Syllabification: sel•fie
Pronunciation: /ˈselfē

“A photograph that one has taken of oneself, typically taken with a smartphone or webcam.”

Admit it.  Whether you decided to press publish or not, you’ve at least taken a selfie. In fact, so many selfies were captured last year – from President Obama to the Pope and even a selfie from space – that Oxford Dictionaries made “selfie” its 2013 Word of the Year.

Selfies are now so prevalent that these self-portraits are even making their way into the animal kingdom. As part of our HP Earth Insights collaboration with Conservation International, we have processed more than 1.4 million wildlife photos — many of them selfies. Every time an animal trips one of the Tropical Ecology and Assessment Monitoring (TEAM) Network’s1,000 camera traps, a photo is uploaded to the  Wildlife Picture Index (WPI) – a data visualization tool that helps track species growth and decline across 16 tropical forests around the world.

Let’s just say, we have plenty of data since these animals are comfortable in front of the camera. We’ve compiled our favorite, picture-perfect animal selfies for you here:


This western gorilla is a Critically Endangered species that lives in the Republic of Congo. According to data in the WPI – which uses our HP Vertica big data analytics platform – the western gorilla population has likely declined approximately 10 percent.


The giant anteater is now considered a “vulnerable” species, as HP Earth Insights calculations show that the species has lost one third of its population during the past 10 years.


HP technology enables scientists, policymakers and the public to better track global biodiversity loss. Our HP Vertica software analyzes the more than three terabytes of critical biodiversity information gathered from 16 tropical forests in 14 countries. In addition to photos, the WPI processes more than three million climate measurements like precipitation, temperature, humidity and solar radiation. Quickly analyzing this data has allowed us to create an early warning system for threatened species like this tiger, which is in critical stages of endangerment.

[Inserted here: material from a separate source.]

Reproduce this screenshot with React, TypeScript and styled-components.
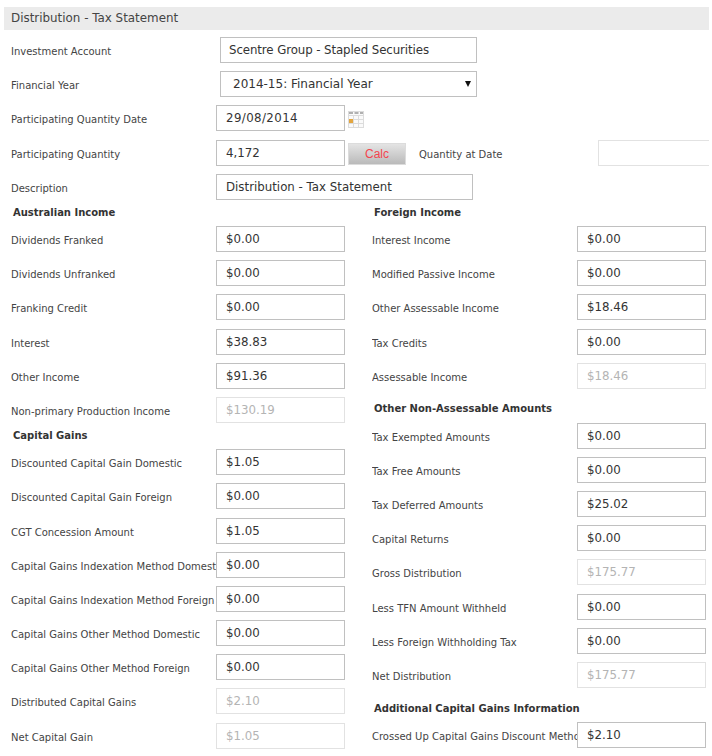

In case you couldn’t tell, tapirs are a distant relative of the horse and rhinoceros. HP Earth Insights computations revealed that this Malayan variety has seen very real population declines that weren’t fully understood before.


Our data analysis also shows that the sun bear, the smallest of the bear species, is being threatened by land usage, where concern had not previously existed. Thanks to HP Earth Insights, scientists can now quickly track and compare preservation strategies in real-time from any location in the world.


Elephants can’t run very fast or for a very long period of time given their large size and heavy weight. In contrast, HP Vertica analyzes an elephant-sized amount of data – three terabytes of data is equal to approximately 51,000 hours of music or 4 months of video – but the technology is still 89 percent faster than older, manual methods.


Global biodiversity loss impacts food, fresh water, livelihoods and our planet’s ability to regulate itself and sustain life. This issue is vital, and HP is tackling it the best way we know how: with technology.

We are using end-to-end HP solutions – from the HP Enterprise Services team who built the WPI to the ElitePads being used to capture data on location. We’re also using advanced Cloud solutions to meet the project’s growing data needs and HP ProLiant servers to power the big data systems in the backend.  HP Earth Insights is an important partnership for us because it underscores HP’s larger commitment to Living Progress – using our talents and technology to solve society’s toughest challenges, including biodiversity.